Per capita is a much simpler concept than per stirpes. This directive simply states that all members of a specific group will receive equal shares of the estate. What group this is remains up to the estate holder. It does not account for future generations not named by the deceased. Of course, experienced estate planning professionals can help the person writing the will to generate a comprehensive list of heirs as needed. They can also write in more instructions for when beneficiaries predecease them. Sometimes, it’s best to keep it as simple as possible to prevent infighting among beneficiaries and more.

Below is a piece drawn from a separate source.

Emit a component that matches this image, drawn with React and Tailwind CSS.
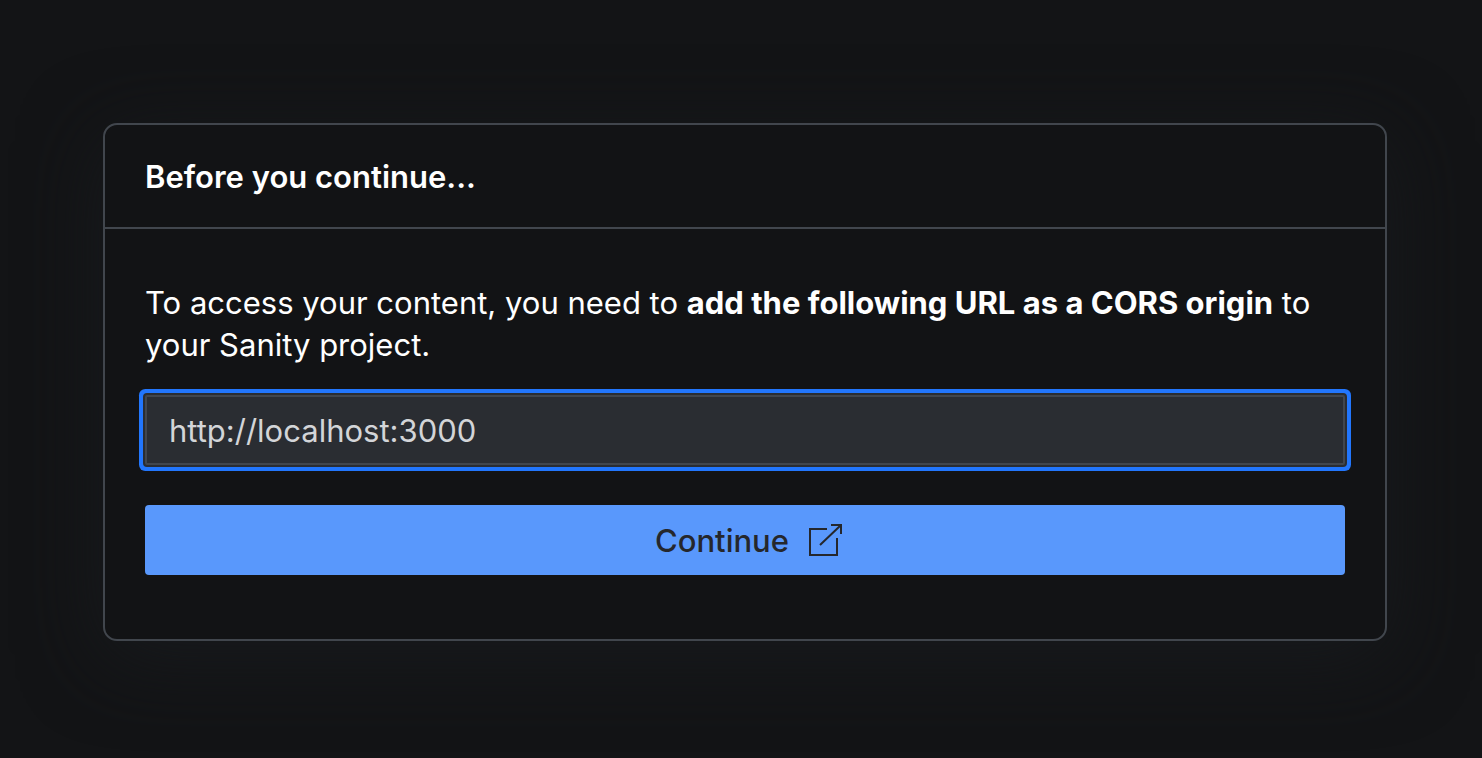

If, for example, you state in your will that you want all of your children and their children to divide the estate, it will be evenly divided among those people. This might seem overly simple. Keep in mind that at the time you write your will, you do not know how many children your children will have had at the time of your passing. So attempting to list beneficiaries by name, or even to state how many there are, is not possible. Nor is it possible to list exactly how much each person should get since you may be unsure of the amount your estate will be worth at that time.

Per capita division allows you to be completely general, stating something as broad as “all of my descendants” to define the capita group. You can also be specific and list a specific group of individuals by name with set assets or amounts you plan to leave them. In these instances, you would also need to specify who the second recipient would be should you have a predeceased beneficiary. The assets can be mingled back into the main estate and divided along with the rest among the others. It can also be redistributed in a specific way based on your distribution plan. Keep in mind that the more complicated it is, the more likely it is to not be executed in the way you want it to be. It’s easier for family dynamic and other factors to get in the way.

Where Should You Go for Help with Estate Planning?

Estate planning can be a complex situation. The key to peace of mind is to ensure that you leave your wishes behind in clear language and concise legal terms. An experienced estate attorney can review your assets with you and help you decide on types of wills, trusts, and more. Legal professionals can help you get ahead of potential for infighting while providing tax perspective and much more.

The methods of property division described above are commonly-accepted and understood ways to dispose of your estate. They are defined by statute and provide a clear rule for distribution that will eliminate ambiguity. It is always best, though, to seek the help of an estate attorney for even basic documents.